S14
Putative proteins encoded by contigs that have been sequenced in the course of
Arabidopsis genome project were analysed using iterative sequence similarity
search, feature prediction, and domain dissection. Arabidopsis proteins are
highly conserved in evolution, with ~70% of proteins matching sequences from
taxa other than higher plants. The annotation framework based on natural
taxonomy of proteins was applied to Arabidopsis proteins, allowing completely
automated and highly accurate assignment of function for ~35% of these matches.
For almost equal number of matches, at least general biochemical function could
be predicted by interactive analysis. Small number of exon misassemblies was
detected as well as relatively large number of misannotations (errors of
filtering, errors of domain assignment, and errors of ortholog definition).
Taxonomic distribution of the plant-related sequences in the database was
analysed. Of particular interest is the comparison to Synechocystis sp. Among
the Arabidopsis proteins that have a bacterial ortholog, about 50% have a
Synechocystis sequence as the best bacterial match.

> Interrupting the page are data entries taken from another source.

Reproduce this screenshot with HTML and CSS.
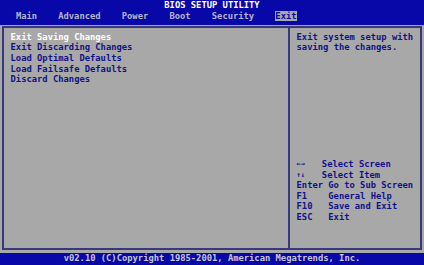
FILE: index.html
```html
<!DOCTYPE html>
<html lang="en">
<head>
    <meta charset="UTF-8">
    <meta name="viewport" content="width=device-width, initial-scale=1.0">
    <title>BIOS Setup Utility</title>
    <link rel="stylesheet" href="styles.css">
</head>
<body>
    <div class="header">
        <div class="title">BIOS SETUP UTILITY</div>
        <div class="menu">
            <span class="tab">Main</span>
            <span class="tab">Advanced</span>
            <span class="tab">Power</span>
            <span class="tab">Boot</span>
            <span class="tab">Security</span>
            <span class="tab active">Exit</span>
        </div>
    </div>

    <div class="main">
        <div class="box">
            <div class="options">
                <div class="option selected">Exit Saving Changes</div>
                <div class="option">Exit Discarding Changes</div>
                <div class="option">Load Optimal Defaults</div>
                <div class="option">Load Failsafe Defaults</div>
                <div class="option">Discard Changes</div>
            </div>
            <div class="help">
                <div class="help-text">
                    <div>Exit system setup with</div>
                    <div>saving the changes.</div>
                </div>
                <div class="keys">
                    <div class="key-row"><span class="key arrows">&larr;&rarr;</span><span>Select Screen</span></div>
                    <div class="key-row"><span class="key arrows">&uarr;&darr;</span><span>Select Item</span></div>
                    <div class="key-row"><span class="key">Enter</span><span>Go to Sub Screen</span></div>
                    <div class="key-row"><span class="key">F1</span><span>General Help</span></div>
                    <div class="key-row"><span class="key">F10</span><span>Save and Exit</span></div>
                    <div class="key-row"><span class="key">ESC</span><span>Exit</span></div>
                </div>
            </div>
        </div>
    </div>

    <div class="footer">v02.10 (C)Copyright 1985-2001, American Megatrends, Inc.</div>
</body>
</html>
```

FILE: styles.css
```css
:root {
    --row: 10.6px;
    --blue: #0808a8;
    --grey: #a8a8a8;
    --ink: #12128a;
    --line: #38387c;
}
* {
    box-sizing: border-box;
}
body {
    margin: 0;
    width: 424px;
    height: 265px;
    display: flex;
    flex-direction: column;
    background: var(--grey);
    color: var(--ink);
    font-family: 'DejaVu Sans Mono', 'Liberation Mono', monospace;
    font-weight: bold;
    font-size: 8.8px;
    line-height: var(--row);
    overflow: hidden;
}
.header {
    background: var(--blue);
    height: 25px;
}
.title {
    text-align: center;
    color: #ffffff;
}
.menu {
    display: flex;
    gap: 4ch;
    padding-left: 3ch;
    color: #b4b4cc;
}
.tab.active {
    background: var(--grey);
    color: var(--blue);
}
.main {
    flex: 1;
    display: flex;
    padding: 1px calc(0.5ch - 1px) 3px;
}
.box {
    flex: 1;
    display: flex;
    border: 2px solid var(--line);
    padding-top: 3.8px;
}
.options {
    width: calc(54ch - 2px);
    padding-left: calc(1.5ch - 1px);
}
.option.selected {
    color: #ffffff;
}
.help {
    flex: 1;
    border-left: 2px solid var(--line);
    margin-top: -3.8px;
    padding-top: 3.8px;
    padding-left: calc(1.5ch - 1px);
}
.keys {
    margin-top: calc(var(--row) * 10);
}
.key-row {
    display: flex;
}
.key {
    width: 6ch;
    flex-shrink: 0;
}
.arrows {
    font-size: 7px;
}
.footer {
    background: var(--blue);
    height: 11.7px;
    line-height: 11.7px;
    text-align: center;
    color: #c4c4d4;
}
```
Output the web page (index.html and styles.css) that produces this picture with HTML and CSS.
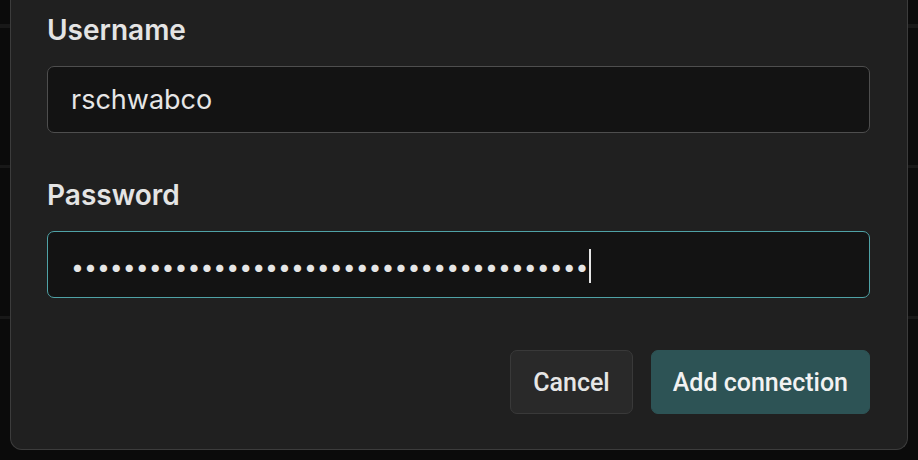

A fraction of those has no
established relation to the chloroplast function, and may represent displacement
of pivotal cellular functions by endosymbiont-derived genes. Interestingly,
high similarities between plant and Synechocystis include such quintessential
signal transduction domains as serine-threonine protein kinases and Toll-like
motifs. Protein families that distinguish plants from animals and fungi, including those
truly unique to plants, as well as dramatically expanded in plants as compared
to other phylae of life, were analyzed and will be discussed in more detail.